2. Main spring- The main spring is used to control the injection opening pressure. The main spring operates against the action of fuel pressure provided by the fuel pump.
Electronically Controlled Fuel Injector
This is a "smart" type of fuel injector which is controlled electronically by the electronic control module (ECM)of the engine which is also known as brain of modern engines.
Electronically controlled fuel injectors consist of the following parts:
· Injector body- Same as the mechanically controlled fuel injector the body of this type of injector is a precisely designed hollow shell inside which all the other components are arranged.

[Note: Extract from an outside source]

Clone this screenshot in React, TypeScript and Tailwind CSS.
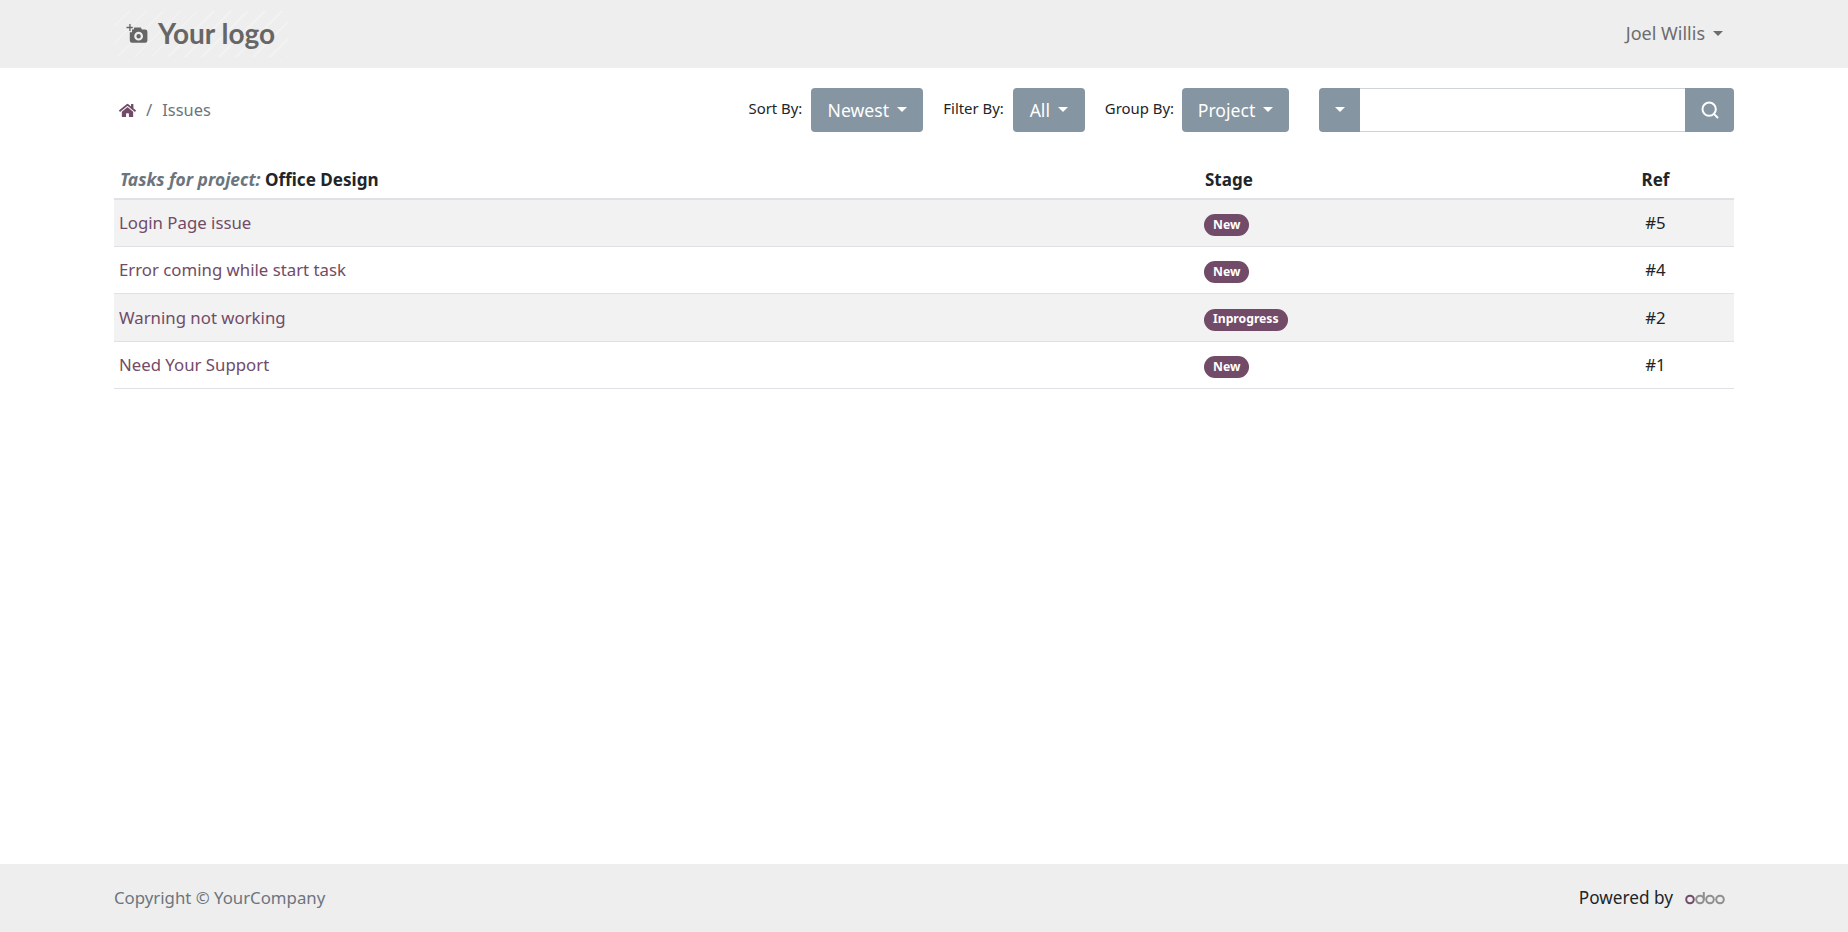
import React from "react";
import { FaHome } from "react-icons/fa";
import { Search } from "lucide-react";

const Caret = ({ className = "" }: { className?: string }) => (
  <span className={`inline-block w-0 h-0 border-t-[5px] border-x-[5px] border-x-transparent border-t-current ${className}`} />
);

const Sel = ({ label, value, w, ml, mr }: { label: string; value: string; w: string; ml: string; mr: string }) => (
  <div className={`flex items-center ${ml}`}>
    <span className={`text-[14.9px] text-[#212529] ${mr} -mt-1`}>{label}</span>
    <div className={`h-11 ${w} flex items-center justify-center gap-2 rounded bg-[#8595a2] text-white text-[17.6px]`}>
      {value}
      <Caret className="-mt-0.5" />
    </div>
  </div>
);

const rows = [
  { t: "Login Page issue", s: "New", r: "#5", h: "h-[47px]", bg: "bg-[#f2f2f2]" },
  { t: "Error coming while start task", s: "New", r: "#4", h: "h-[47px]", bg: "" },
  { t: "Warning not working", s: "Inprogress", r: "#2", h: "h-[48px]", bg: "bg-[#f2f2f2]" },
  { t: "Need Your Support", s: "New", r: "#1", h: "h-[47px]", bg: "" },
];

export default function App() {
  return (
    <div className="h-[932px] flex flex-col bg-white font-['Noto_Sans',sans-serif] text-[16.8px] text-[#212529]">
      <header className="h-[68px] bg-[#eeeeee] px-[114px] flex items-center justify-between">
        <div className="w-[174px] h-[46px] flex items-center pl-[12px] gap-[9px] text-[#666] bg-[repeating-linear-gradient(135deg,#eeeeee_0,#eeeeee_10px,#f2f2f2_10px,#f2f2f2_12px)]">
          <svg width="23" height="22" viewBox="0 0 20 20" fill="currentColor" className="-mt-px">
            <path d="M2.500 1v2.500H0v1.200h2.500v2.500h1.200V4.700h2V3.500h-2V1z" />
            <path fillRule="evenodd" d="M7 4h6l1 2h3a2 2 0 0 1 2 2v8a2 2 0 0 1-2 2H5a2 2 0 0 1-2-2V8.500h2V6h1.500zM11 8a4 4 0 1 0 0 8 4 4 0 0 0 0-8zm0 2a2 2 0 1 1 0 4 2 2 0 0 1 0-4z" />
          </svg>
          <span className="font-['Lato',sans-serif] font-bold text-[28px] leading-none -mt-0.5">Your logo</span>
        </div>
        <div className="flex items-center gap-2 pr-[11px] text-[#6c6c6c] text-[18px] -mt-0.5">
          Joel Willis
          <Caret />
        </div>
      </header>
      <main className="flex-1 px-[114px] pt-5">
        <div className="flex items-center justify-between h-11">
          <div className="flex items-center pl-[5px] text-[#6c757d]">
            <FaHome className="text-[#714b67] w-[17px] h-[17px]" />
            <span className="mx-[10px]">/</span>
            <span className="text-[16.4px]">Issues</span>
          </div>
          <div className="flex items-center">
            <Sel label="Sort By:" value="Newest" w="w-[112px]" ml="" mr="mr-[9px]" />
            <Sel label="Filter By:" value="All" w="w-[72px]" ml="ml-5" mr="mr-[9px]" />
            <Sel label="Group By:" value="Project" w="w-[107px]" ml="ml-5" mr="mr-[8px]" />
            <div className="ml-[30px] w-[415px] h-11 flex">
              <div className="w-[41px] bg-[#8595a2] rounded-l text-white flex items-center justify-center">
                <Caret className="-mt-0.5" />
              </div>
              <div className="flex-1 border-y border-[#ced4da] bg-white" />
              <div className="w-[49px] bg-[#8595a2] rounded-r text-white flex items-center justify-center">
                <Search size={20} strokeWidth={2.4} />
              </div>
            </div>
          </div>
        </div>
        <div className="mt-[22px] grid grid-cols-[1085px_1fr_157px] h-[46px] pt-[12px] items-baseline border-b-2 border-[#dee2e6] font-bold text-[17px]">
          <div className="pl-[6px]">
            <em className="text-[#6c757d] text-[17.4px]">Tasks for project:</em> <span className="text-[#212529] text-[17.1px]">Office Design</span>
          </div>
          <div className="pl-[6px]">Stage</div>
          <div className="text-center">Ref</div>
        </div>
        {rows.map((x) => (
          <div key={x.r} className={`grid grid-cols-[1085px_1fr_157px] items-center border-b border-[#dee2e6] ${x.h} ${x.bg}`}>
            <div className="pl-[5px] text-[#714b67]">{x.t}</div>
            <div className="pl-[5px]">
              <span className="inline-flex h-[22px] items-center rounded-full bg-[#714b67] px-[9px] text-white text-[12.2px] font-bold">{x.s}</span>
            </div>
            <div className="text-center">{x.r}</div>
          </div>
        ))}
      </main>
      <footer className="h-[68px] bg-[#eeeeee] px-[114px] flex items-center justify-between">
        <span className="text-[#6c757d]">Copyright © YourCompany</span>
        <div className="flex items-center gap-3 pr-[8px] text-[17.2px]">
          <span>Powered by</span>
          <svg width="41" height="14" viewBox="0 0 41 14" fill="none" strokeWidth="2">
            <circle cx="5" cy="8.500" r="3.800" stroke="#714b67" />
            <circle cx="15" cy="8.500" r="3.800" stroke="#8f8f8f" />
            <path d="M18.800 1v7.500" stroke="#8f8f8f" />
            <circle cx="25" cy="8.500" r="3.800" stroke="#8f8f8f" />
            <circle cx="35" cy="8.500" r="3.800" stroke="#8f8f8f" />
          </svg>
        </div>
      </footer>
    </div>
  );
}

· Plunger- Same as the mechanically controlled fuel injector a plunger may be used for the opening and closing of the nozzle but in electronically controlled fuel injectors the opening of the nozzle is controlled electronically with the help of electromagnets or solenoids.
· Spring - Same as the mechanically controlled fuel injector a plunger spring is used to hold the plunger in its position until injection pressure is obtained, then to close the nozzle of the fuel injector when required.
· Electromagnets - Unlike mechanically controlled fuel injectors, this type of injector is equipped with electromagnets or solenoids around the plunger which control the opening of the nozzle. This is done by taking the electronic signal from the electronic control module of the engine through the electronic connection connecting the fuel injector with the electronic control module of the engine.
· Electronic plug/connection- An electronically controlled fuel injector has a connector through which the electronic signal from the ECM of the engine is transferred to the injectors. This opens the nozzle to spray the fuel.